Distributions upon retirement for a Traditional IRA are taxed at the tax bracket you qualify for at the time. If you believe you will be at a higher tax bracket at the time you need to take distributions from your Traditional IRA, then you may consider making a rollover to a Roth IRA. Roth IRAs don’t require any minimum distributions at a certain age, so you can keep growing your funds as long as you need. Roth IRAs also allow for distributions on contributed money at any age penalty-free. Having investments in a variety of accounts, including Roth IRAs, allows more flexibility in retirement and helps diversify your portfolio.

How to Do a Backdoor IRA Conversion

There are two methods for completing a backdoor IRA.

Method One: Convert your entire Traditional IRA into a Roth IRA.

Method Two: Sell shares from your Traditional IRA and transfer those funds into a Roth IRA.

Remember, this strategy is only beneficial if the taxes you will save outweigh the costs of the transfer, including any fees associated. Always consult your financial advisor before moving funds from a Traditional IRA into a Roth IRA.

Should You Open Up Multiple IRAs?

IRAs, or individual retirement accounts, are useful for many different reasons, especially if you are self-employed. There are many benefits that you can get from these retirement funds, and you are able to open up as many as you’d like. However, if you decide to open multiple accounts, it’s important to be aware of the pros and the cons. If you’re not sure why you’d need multiple accounts, these pros and cons might be good to look over and decide if maybe opening multiple accounts would be good for you.

The Basics

Before you decide whether or not multiple IRAs is a good idea for you, it is important to make sure you know about the tax benefits as well as the limitations of an IRA. Some points to remember about these accounts is that there is a maximum contribution amount allowed each year and having multiple accounts will not raise this amount. It is based off the combined contributions to all the accounts. However, this does not mean there are no other benefits that multiple IRAs could have.

The Pros

One of the most popular reasons people will invest in multiple different IRAs is because they have different assets that they want to invest that are allowed in on IRA but not another. This could include things like real estate and precious metals, which can only be invested in self-directed IRAs, or stocks and bonds, which can be invested in traditional IRAs.

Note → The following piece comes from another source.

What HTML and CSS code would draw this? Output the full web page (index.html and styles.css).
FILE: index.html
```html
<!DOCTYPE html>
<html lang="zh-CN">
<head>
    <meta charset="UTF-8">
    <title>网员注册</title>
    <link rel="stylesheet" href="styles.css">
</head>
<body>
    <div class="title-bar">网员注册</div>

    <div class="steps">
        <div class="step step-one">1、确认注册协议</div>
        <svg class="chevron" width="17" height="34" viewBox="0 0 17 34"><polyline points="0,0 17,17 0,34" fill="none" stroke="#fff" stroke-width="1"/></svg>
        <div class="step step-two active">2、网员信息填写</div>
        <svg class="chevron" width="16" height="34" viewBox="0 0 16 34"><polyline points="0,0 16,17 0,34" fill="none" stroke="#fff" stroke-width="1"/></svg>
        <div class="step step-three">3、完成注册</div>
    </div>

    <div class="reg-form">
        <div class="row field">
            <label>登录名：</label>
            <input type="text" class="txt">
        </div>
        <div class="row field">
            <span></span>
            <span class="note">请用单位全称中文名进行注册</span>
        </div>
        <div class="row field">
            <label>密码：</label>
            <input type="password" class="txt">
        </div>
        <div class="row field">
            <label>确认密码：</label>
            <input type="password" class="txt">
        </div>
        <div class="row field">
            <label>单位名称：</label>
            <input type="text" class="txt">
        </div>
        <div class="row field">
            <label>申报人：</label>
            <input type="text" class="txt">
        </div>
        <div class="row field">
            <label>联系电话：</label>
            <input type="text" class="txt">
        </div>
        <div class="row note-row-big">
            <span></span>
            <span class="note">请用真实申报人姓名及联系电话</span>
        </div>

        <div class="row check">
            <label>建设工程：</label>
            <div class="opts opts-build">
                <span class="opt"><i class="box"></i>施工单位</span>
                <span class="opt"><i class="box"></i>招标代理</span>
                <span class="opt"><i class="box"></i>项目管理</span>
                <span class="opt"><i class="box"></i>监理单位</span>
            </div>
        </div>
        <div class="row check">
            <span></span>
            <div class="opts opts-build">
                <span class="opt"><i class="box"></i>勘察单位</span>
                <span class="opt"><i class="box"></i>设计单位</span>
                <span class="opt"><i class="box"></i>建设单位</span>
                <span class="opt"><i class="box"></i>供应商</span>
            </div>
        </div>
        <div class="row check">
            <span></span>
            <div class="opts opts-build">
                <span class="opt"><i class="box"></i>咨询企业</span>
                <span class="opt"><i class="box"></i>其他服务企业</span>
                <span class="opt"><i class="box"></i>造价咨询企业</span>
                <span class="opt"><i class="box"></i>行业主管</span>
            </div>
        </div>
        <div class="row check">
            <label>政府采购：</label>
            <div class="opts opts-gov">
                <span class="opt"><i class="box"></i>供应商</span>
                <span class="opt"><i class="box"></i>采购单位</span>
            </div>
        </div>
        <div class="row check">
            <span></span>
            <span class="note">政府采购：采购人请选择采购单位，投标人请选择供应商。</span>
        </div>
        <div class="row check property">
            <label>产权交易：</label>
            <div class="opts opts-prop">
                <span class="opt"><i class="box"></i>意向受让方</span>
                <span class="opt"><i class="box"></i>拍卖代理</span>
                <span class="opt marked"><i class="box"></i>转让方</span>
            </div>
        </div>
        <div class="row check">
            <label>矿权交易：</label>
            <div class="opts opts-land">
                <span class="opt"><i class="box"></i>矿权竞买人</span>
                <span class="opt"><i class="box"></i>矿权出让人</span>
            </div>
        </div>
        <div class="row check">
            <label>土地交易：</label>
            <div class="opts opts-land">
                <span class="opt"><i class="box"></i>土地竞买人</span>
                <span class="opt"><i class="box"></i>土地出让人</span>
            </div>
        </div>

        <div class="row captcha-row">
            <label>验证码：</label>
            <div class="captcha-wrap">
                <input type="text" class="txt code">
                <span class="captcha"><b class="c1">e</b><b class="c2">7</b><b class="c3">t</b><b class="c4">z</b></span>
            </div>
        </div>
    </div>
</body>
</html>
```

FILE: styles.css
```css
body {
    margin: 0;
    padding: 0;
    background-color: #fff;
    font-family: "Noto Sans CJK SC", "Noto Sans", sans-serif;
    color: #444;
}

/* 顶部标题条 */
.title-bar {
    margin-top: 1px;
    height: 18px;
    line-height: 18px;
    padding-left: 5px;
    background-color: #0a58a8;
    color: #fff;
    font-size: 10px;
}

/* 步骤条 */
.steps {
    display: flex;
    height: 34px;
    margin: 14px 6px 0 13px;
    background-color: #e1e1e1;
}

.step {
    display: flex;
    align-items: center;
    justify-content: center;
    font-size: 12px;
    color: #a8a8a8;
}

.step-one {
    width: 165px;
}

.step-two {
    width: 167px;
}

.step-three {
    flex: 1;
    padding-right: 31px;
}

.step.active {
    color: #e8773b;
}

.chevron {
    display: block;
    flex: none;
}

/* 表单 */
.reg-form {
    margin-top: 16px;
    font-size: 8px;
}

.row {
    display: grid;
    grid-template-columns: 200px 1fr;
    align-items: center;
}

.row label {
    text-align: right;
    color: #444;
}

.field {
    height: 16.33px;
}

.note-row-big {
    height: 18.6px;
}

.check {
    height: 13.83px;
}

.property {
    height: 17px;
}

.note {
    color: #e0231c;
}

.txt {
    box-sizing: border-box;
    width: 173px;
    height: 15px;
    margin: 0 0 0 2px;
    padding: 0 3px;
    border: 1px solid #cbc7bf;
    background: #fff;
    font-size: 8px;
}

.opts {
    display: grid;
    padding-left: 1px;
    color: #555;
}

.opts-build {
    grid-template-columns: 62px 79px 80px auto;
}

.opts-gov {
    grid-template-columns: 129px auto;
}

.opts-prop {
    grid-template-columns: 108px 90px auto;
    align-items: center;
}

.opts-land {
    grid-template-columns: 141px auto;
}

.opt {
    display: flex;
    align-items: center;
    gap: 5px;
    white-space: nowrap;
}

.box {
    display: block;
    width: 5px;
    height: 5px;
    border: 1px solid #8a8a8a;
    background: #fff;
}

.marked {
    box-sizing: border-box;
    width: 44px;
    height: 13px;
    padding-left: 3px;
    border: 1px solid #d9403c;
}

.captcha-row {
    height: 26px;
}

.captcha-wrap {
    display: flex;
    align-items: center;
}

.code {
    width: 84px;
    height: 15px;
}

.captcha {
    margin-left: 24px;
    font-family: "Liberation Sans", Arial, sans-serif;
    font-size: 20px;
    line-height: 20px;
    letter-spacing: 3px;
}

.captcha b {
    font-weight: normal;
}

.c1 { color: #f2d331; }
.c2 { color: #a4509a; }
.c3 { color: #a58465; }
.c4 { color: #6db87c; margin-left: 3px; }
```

Not only does having multiple accounts allow you to invest different options, but if you have different assets in different accounts then it is much easier to track how well each investment is doing. This helps make the evaluation of your retirement funds easier.

It also is helpful because then you can take advantage of both the traditional and the Roth IRA tax advantages. If you split whatever you were going to invest in one account, you can put half into the traditional IRA with tax deductions when you withdraw and half in the Roth IRA which has tax free earning and withdraws.

The Cons


Multiple accounts mean that you have more to pay attention to. You have to manage each account individually, so it is possible to miss something or make mistakes which can be more stressful if you are not detail oriented. It is possible to combine accounts so there is some flexibility if there are any changes.

Setting up multiple accounts also has an additional fee attached to it, so that is a cost to consider, although it is small. Along with this, there are minimum balance requirements for separate IRAs, so it is important to make sure you have enough to contribute to each account so that they are over the minimum balance. If you don’t have enough to contribute to both accounts, you’ll have to be willing to wait until you have the proper amount.

Whether you decide to open multiple accounts or not, the most important considerations are to educate yourself and ask your financial advisor any questions you may have before getting into new accounts.

FAQs for Small Business IRA Contributions

Although not required for small business owners in most states, small business IRAs are a great way for owners and their employees to save for their futures. There are two major accounts you can set up as a small business owner, each with different set-up requirements, flexible options, and employee participation rules. One is called the Simplified Employee Pension (SEP) IRA, and the other is called the Savings Incentive Match Plan for Employees (SIMPLE) IRA. Here are the most common questions small business owners have with regards to these two account options:


  • What are the contribution limits of a SEP? All contributions to an employee’s plan must come from the employer. Employees cannot contribute to their SEP plans. The maximum contribution an employer can make to the plan is 25% of the employee’s salary, or up to $55,000 if 25% exceeds this amount. The same goes for your own account as the business owner.
  • Do I have to contribute the same percentage for each employee? Yes. Many plans require you to choose a percentage you would like to contribute for each employee. If you choose 3%, everybody gets a 3% contribution no matter how much they earn. This can lead to different total amounts. Remember, whatever percentage you choose also applies to your own account.
  • How do the tax deductions work? The contributions your business makes to each account don’t count toward the individual employees’ gross incomes. So, they won’t have to claim it as taxable income when filing. Contributions are tax deductible for the employer, including their own personal plan. The funds will grow tax deferred and the employees will pay income taxes on any distributions.


  • What are the contribution limits of a SIMPLE IRA? An employer can choose to contribute 2% to all employees who earn at least $5,000, and up to $275,000 (2018) in income, or employers can offer up to 3% matching for employees who electively take a salary reduction contribution for their plans. In each case, the employee cannot contribute more than $12,500 to their plan per year, or $15,500 if older than 50. If the employer chooses to make 2% contributions, they must give this to every employee regardless of whether or not they make their own contributions to the plan.
  • How does matching work? For employers who choose the matching plan (rather than the flat 2% plan), employees will decide how much of their income they would like to contribute directly into their SIMPLE IRA. The employer then matches up to 3% of their income into the plan. If the employee decides to contribute 2%, the employer will also match the 2%. If the employee decides to contribute 5%, the employer will only have the ability to match up to 3%.

How do the tax deductions work? Just like with SEP IRAs, employers can deduct contributions to a SIMPLE IRAs annually. The employee only pays the taxes on the distributions when they list it as taxable income on their tax returns.